We all know that living out Humanae Vitae is not easy:

… this law demands from individual men and women, from families and from human society, a resolute purpose and great endurance. Indeed it cannot be observed unless God comes to their help with the grace by which the goodwill of men is sustained and strengthened. (HV 20)

However,  God mercifully gives us the graces we need to persevere in this calling:

Then let them implore the help of God with unremitting prayer and, most of all, let them draw grace and charity from that unfailing fount which is the Eucharist. If, however, sin still exercises its hold over them, they are not to lose heart. Rather must they, humble and persevering, have recourse to the mercy of God, abundantly bestowed in the Sacrament of Penance. In this way, for sure, they will be able to reach that perfection of married life which the Apostle sets out in these words: “Husbands, love your wives, as Christ loved the Church. . . Even so husbands should love their wives as their own bodies. He who loves his wife loves himself. For no man ever hates his own flesh, but nourishes and cherishes it, as Christ does the Church.…. (HV 25)

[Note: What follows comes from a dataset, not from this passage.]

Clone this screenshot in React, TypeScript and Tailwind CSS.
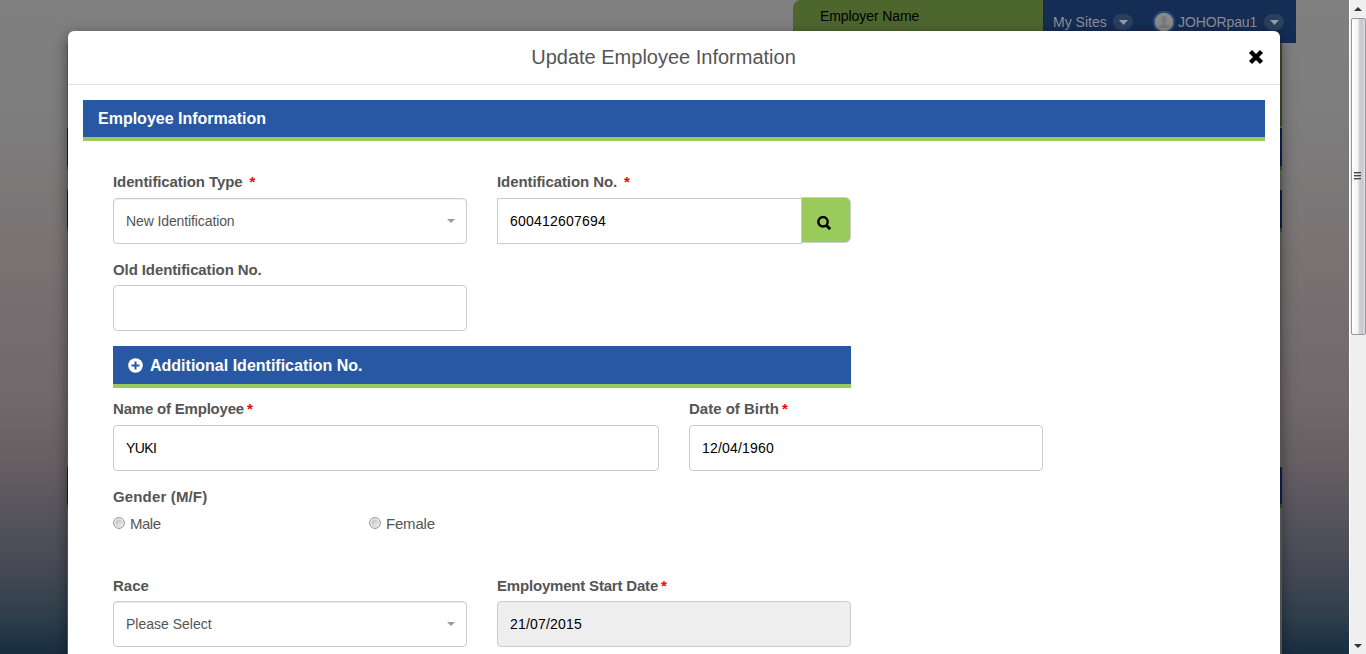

With God’s grace abundantly bestowed in the sacraments, we can strive for that perfection of married life. In doing so, we can reform and renew the church. So as bishops and cardinals look for new ways to reform the church, let’s do our part by being faithful to our vocations as spouses and parents. Let’s pray for the grace and courage to be radically holy, keeping in mind that this begins with a faithfulness to a love that is unitive and procreative, with God at its center. By our example, let’s show our children the beauty of conjugal love and marriage as God planned it. Doing so will confer upon (us) parents a deeper and more effective influence on the education of (our) children (HV 21). Co-operating with God in this way, we can raise strong, convicted men and women who are committed to living lives of holy purity while protecting and upholding the Church’s teachings on love and marriage. The renewal of the Church can come from the heart of our homes. May God find in us willing instruments!